Sunday, May 28, 2006

Into the dark

Has it really been a month since I last wrote anything? What on earth have I been up to? Well for starters it's got really rather dark down here. We had our Sundown ceremony, where the oldest person on base (despite her youthful looks this turned out be Liz the chippie), lowers the Union Jack flag that flies over the main building. After the formalities had been dealt with, the only sensible option at -40 seemed to be a barbecue. Brian and Nicola braved the elements to cook burgers, steaks and sausages, which were very tasty for about 5 minutes until they froze to the plate. The silly thing is I'm sure -2 in England feels much colder than -40 down here. We also had a cocktail party on Sundown weekend and had great fun making some interesting concoctions, most of which were drinkable. The term sundown is a bit misleading, and there seem to be any number of differing definitions, but we've still had 3 or 4 hours of usable light per day for most of the month, although there's noticeably less now.

Liz lowers the rather tattered flag

Cooking al fresco

Most people have been hidden away working on winter presents lately. For midwinter there is a tradition that everyone draws a name from a hat, then makes a present for that person. I'd like to say my idea is fully formed and nearing completion but that would be a lie, however I'm confident I'll have something ready for mid June. On a related note I've had some welding tuition from Anto our mechanic. Fran and I had an entertaining evening fusing various bits of metal together, some of it intentional, and we didn't blow the garage up so all in all a great success. Things are continuing on the educational theme, with Vicki running Doc school where we've learned all about breathing, circulation, how to do an emergency tracheotomy, how to insert venflons and take blood, and how to make Jules faint. I don't think the last bit was in the original syllabus but it gave us a handy chance to practice the recovery position. I've also started doing Spanish lessons this month so there are lots of people thpeaking in thtrange acthenths and repeatedly asking each other how many brothers and sisters they have. Guitar, yoga, samba and bridge clubs are still ongoing as well. All we need to do now is find a way to combine them all.

Fran gets busy with the MIG

Jules shortly before closer examination of the floor

Obviously with less light during the day we've had curb our skiing and kiting activities and turn to alternative indoor methods of keeping fit, a good example being our darts match with Bird Island base. In the past this has been done over HF radio, but we thought we'd modernise it a bit, so thanks to the wonders of laptops, webcams and MSN Messenger we had a tense match, narrowly won by Bird Island, who celebrated the win with a barbecue (outside in daylight and positive temperatures, the big girly poofs). Next challengers are Rothera so we're on a strict regime of beer drinking and speaking in Geordie accents to try and get a winning result. Rather more active than the darts was Club Nido, where the garage is turned into an impromptu nightclub, made all the better by a lack of surly bouncers and not having to pay £5 for a bottle of water. The frenetic dancing (mainly by other people) was interspersed with games of Twister, keeping up the Olympic theme. The walk home was exciting as the wind had picked up dramatically over the course of the evening and by the time we left it was about 50 knots. Luckily we have ropes between buildings to guide the way but even so it was a bit daunting trying to navigate while being constantly buffeted and barely able to see your hand in front of your face.

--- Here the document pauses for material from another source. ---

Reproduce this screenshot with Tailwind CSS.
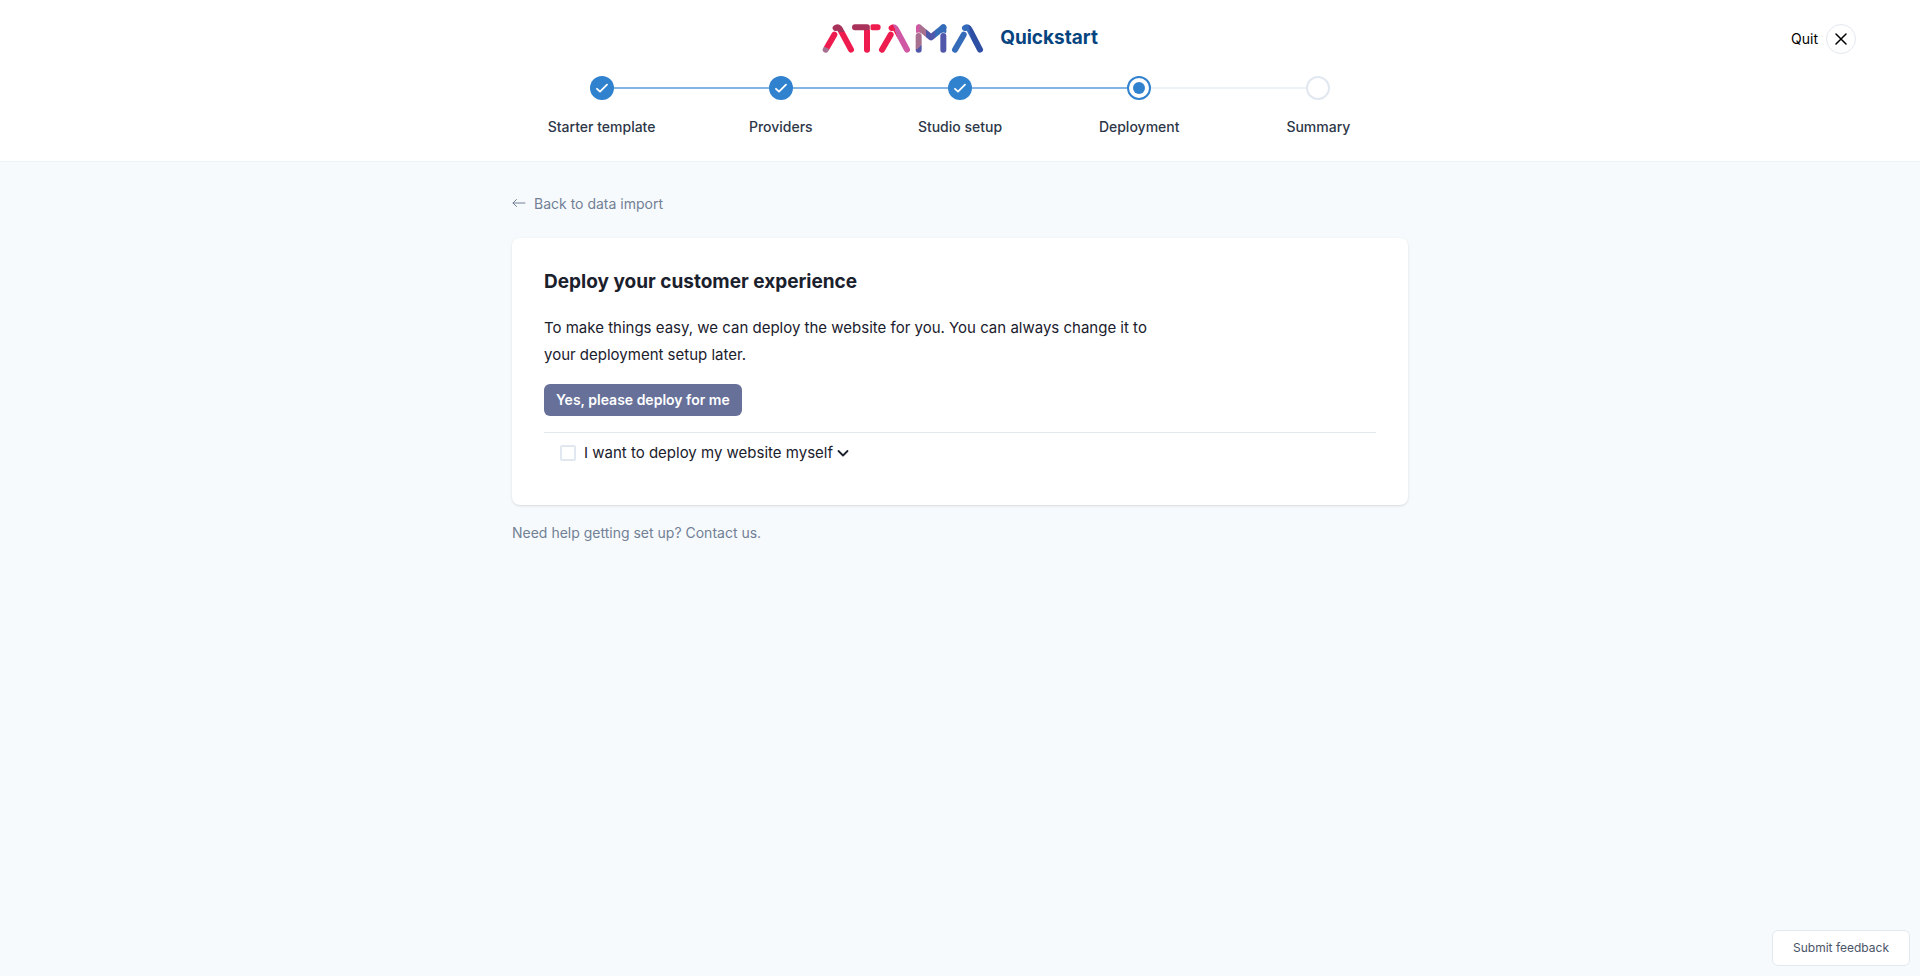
<!DOCTYPE html>
<html lang="en">
<head>
<meta charset="utf-8">
<meta name="viewport" content="width=device-width, initial-scale=1">
<title>Atama Quickstart</title>
<script src="https://cdn.jsdelivr.net/npm/@tailwindcss/browser@4"></script>
</head>
<body class="flex min-h-screen flex-col bg-[#f7fafc] font-['Inter',sans-serif] text-[#1a202c]">
<header class="border-b border-[#edf2f7] bg-white pt-4 pb-[23px]">
  <div class="grid grid-cols-[1fr_auto_1fr] items-center px-16">
    <div></div>
    <div class="flex h-11 items-center gap-4">
      <svg class="h-[29px] w-[162px]" viewBox="35 41 484 87" fill="none" stroke-width="18" stroke-linecap="round" stroke-linejoin="round" role="img" aria-label="Atama">
        <defs>
          <linearGradient id="a1" gradientUnits="userSpaceOnUse" x1="0" y1="42" x2="0" y2="126"><stop offset=".29" stop-color="#a9325a"/><stop offset=".29" stop-color="#ee1c4e"/></linearGradient>
          <linearGradient id="a1l" gradientUnits="userSpaceOnUse" x1="36" y1="126" x2="54" y2="96"><stop offset=".5" stop-color="#a8708f"/><stop offset=".5" stop-color="#ee1c4e"/></linearGradient>
          <linearGradient id="a2" gradientUnits="userSpaceOnUse" x1="238" y1="62" x2="262" y2="54"><stop offset=".6" stop-color="#ee1c4e"/><stop offset=".6" stop-color="#d057a4"/></linearGradient>
          <linearGradient id="m" gradientUnits="userSpaceOnUse" x1="316" y1="0" x2="407" y2="0"><stop offset=".1" stop-color="#d057a4"/><stop offset=".14" stop-color="#a8708f"/><stop offset=".34" stop-color="#a8708f"/><stop offset=".34" stop-color="#5158aa"/><stop offset=".62" stop-color="#5158aa"/><stop offset=".62" stop-color="#356cba"/></linearGradient>
          <linearGradient id="ml" gradientUnits="userSpaceOnUse" x1="316" y1="80" x2="346" y2="118"><stop offset=".62" stop-color="#a8708f"/><stop offset=".62" stop-color="#5158aa"/></linearGradient>
          <linearGradient id="a3" gradientUnits="userSpaceOnUse" x1="470" y1="94" x2="500" y2="88"><stop offset=".35" stop-color="#356cba"/><stop offset=".5" stop-color="#2f4fa4"/></linearGradient>
        </defs>
        <path stroke="url(#a1)" d="M75 53Q83 46 90 60L121 118"/>
        <path stroke="#fff" stroke-width="22" d="M45 118 71 73"/>
        <path stroke="url(#a1l)" d="M45 118 71 73"/>
        <path stroke="#ee1c4e" d="M169 60v58M186 51h15"/>
        <path stroke="#a9325a" d="M133 51h36"/>
        <path stroke="#fff" stroke-width="2" stroke-linecap="butt" d="M179 42v18"/>
        <path stroke="url(#a2)" d="M243 53Q251 46 258 60L289 118"/>
        <path stroke="#fff" stroke-width="22" d="M214 118 240 73"/>
        <path stroke="#ee1c4e" d="M214 118 240 73"/>
        <path stroke="url(#m)" d="M325 51 361 81 398 51M325 51v12"/>
        <path stroke="#356cba" d="M398 51v12"/>
        <path stroke="#fff" stroke-width="21" d="M324 77v41M398 77v41"/>
        <path stroke="url(#ml)" d="M324 77v41"/>
        <path stroke="#5158aa" d="M398 77v41"/>
        <path stroke="url(#a3)" d="M463 53Q471 46 478 60L508 118"/>
        <path stroke="#fff" stroke-width="22" d="M433 118 459 73"/>
        <path stroke="#356cba" d="M433 118 459 73"/>
      </svg>
      <h1 class="text-[19px] leading-7 font-bold text-[#064480]">Quickstart</h1>
    </div>
    <button type="button" class="flex items-center gap-2 justify-self-end pt-0.5 text-sm text-black">
      Quit
      <span class="flex size-[30px] items-center justify-center rounded-full border border-[#e2e8f0]">
        <svg class="size-3" viewBox="0 0 12 12" fill="none" stroke="currentColor" stroke-width="1.5" stroke-linecap="round"><path d="M1 1l10 10M11 1 1 11"/></svg>
      </span>
    </button>
  </div>
  <ol class="mx-auto grid max-w-4xl grid-cols-5 pt-4 text-center text-sm font-medium text-[#2d3748]">
    <li class="flex flex-col gap-4">
      <div class="flex items-center"><span class="flex-1"></span><span class="flex size-6 items-center justify-center rounded-full bg-[#3182ce]"><svg class="size-3" viewBox="0 0 12 12" fill="none" stroke="#fff" stroke-width="1.8" stroke-linecap="round" stroke-linejoin="round"><path d="M1 6.8 4 9.6 11 2.6"/></svg></span><span class="h-0.5 flex-1 bg-[#83b4e2]"></span></div>
      <span class="leading-[22px]">Starter template</span>
    </li>
    <li class="flex flex-col gap-4">
      <div class="flex items-center"><span class="h-0.5 flex-1 bg-[#83b4e2]"></span><span class="flex size-6 items-center justify-center rounded-full bg-[#3182ce]"><svg class="size-3" viewBox="0 0 12 12" fill="none" stroke="#fff" stroke-width="1.8" stroke-linecap="round" stroke-linejoin="round"><path d="M1 6.8 4 9.6 11 2.6"/></svg></span><span class="h-0.5 flex-1 bg-[#83b4e2]"></span></div>
      <span class="leading-[22px]">Providers</span>
    </li>
    <li class="flex flex-col gap-4">
      <div class="flex items-center"><span class="h-0.5 flex-1 bg-[#83b4e2]"></span><span class="flex size-6 items-center justify-center rounded-full bg-[#3182ce]"><svg class="size-3" viewBox="0 0 12 12" fill="none" stroke="#fff" stroke-width="1.8" stroke-linecap="round" stroke-linejoin="round"><path d="M1 6.8 4 9.6 11 2.6"/></svg></span><span class="h-0.5 flex-1 bg-[#83b4e2]"></span></div>
      <span class="leading-[22px]">Studio setup</span>
    </li>
    <li class="flex flex-col gap-4" aria-current="step">
      <div class="flex items-center"><span class="h-0.5 flex-1 bg-[#83b4e2]"></span><span class="flex size-6 items-center justify-center rounded-full border-2 border-[#3182ce]"><span class="size-3 rounded-full bg-[#3182ce]"></span></span><span class="h-0.5 flex-1 bg-[#edf2f7]"></span></div>
      <span class="leading-[22px]">Deployment</span>
    </li>
    <li class="flex flex-col gap-4">
      <div class="flex items-center"><span class="h-0.5 flex-1 bg-[#edf2f7]"></span><span class="size-6 rounded-full border-2 border-[#e2e8f0]"></span><span class="flex-1"></span></div>
      <span class="leading-[22px]">Summary</span>
    </li>
  </ol>
</header>
<main class="mx-auto w-full max-w-4xl flex-1 pt-8 text-[#718096]">
  <a href="#" class="flex w-fit items-center gap-2 text-sm">
    <svg class="h-3 w-3.5" viewBox="0 0 14 12" fill="none" stroke="currentColor" stroke-linecap="round" stroke-linejoin="round"><path d="M13 5H1M4.500 1.500 1 5l3.500 3.500"/></svg>
    Back to data import
  </a>
  <section class="mt-6 rounded-lg bg-white px-8 pt-[30px] pb-10 text-[#1a202c] shadow">
    <h2 class="text-[19px] leading-7 font-bold">Deploy your customer experience</h2>
    <p class="mt-[18px] max-w-[620px] text-[15px] leading-[27px]">To make things easy, we can deploy the website for you. You can always change it to your deployment setup later.</p>
    <button type="button" class="mt-4 h-8 rounded-md bg-[#667099] px-3 text-sm font-semibold text-white">Yes, please deploy for me</button>
    <div class="mt-4 flex items-center gap-2 border-t border-[#e2e8f0] px-4 pt-2">
      <input id="self" type="checkbox" class="size-4 appearance-none rounded-xs border-2 border-[#e2e8f0]">
      <label for="self" class="flex items-center gap-1 text-[15px] leading-6">I want to deploy my website myself
        <svg class="h-2.5 w-3" viewBox="0 0 12 10" fill="none" stroke="currentColor" stroke-width="1.8" stroke-linecap="round" stroke-linejoin="round"><path d="M1.500 3 6 7.500 10.500 3"/></svg>
      </label>
    </div>
  </section>
  <p class="mt-[18px] text-sm">Need help getting set up? <a href="#">Contact us.</a></p>
</main>
<button type="button" class="fixed right-2.5 bottom-2.5 h-9 rounded-md border border-[#e2e8f0] bg-white px-5 text-xs text-[#4a5568]">Submit feedback</button>
</body>
</html>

The Halley version of the Hokey Cokey

Lately things have been returning to the old days. We had no internet or phones for four days due to work being done at Cambridge so there were a few people looking rather lost, and this weekend we've had a FIDS theme evening. The dining room was decked out with a pair of snow shoes and a dog sledge, everyone dressed up as gnarly old Antarctic heroes, or cats according to preference, and we had reel to reel cine films and slide shows, although sadly we couldn't get the record player working (for any youngsters reading, CDs used to be black and much, much bigger and you could play them at different speeds).

Ah, there you are Carruthers


Anonymous Dave said...

Wotcher Dave...well that welding stuff will come in handy for the plastic pig, cos if it is anything like mine, large chunks of what used to be steel keep falling off!!

Can I order up a nice aviation grade aluminium space frame chassis please?

Nice to see that summer- sorry winter, has arrrived with a vengeance....what an upside down place, down south is!!


6:27 pm  
Blogger steven edward streight said...

I list Bentley Subglacial Trench, Antarctica as my "location" in my Blogger profile.

Wishful thinking. I love winter and hate to see it pass into spring, even though I also love gardening and suntanning.

I wish I could live in Antarctica for a year or two, but I don't think my wife would go for it.

Thanks for all the good camera images, I can pretend I'm there with you folks.

Small favor: Visit my blog sometime so Antarctica will show up on my Sitemeter Country Share. Thanks.

4:40 am  
Anonymous john baugh said...

of all the bizarre things a -40 BBQ
must take the (frozen solid biscuit) Lookslike it lights better than mine though.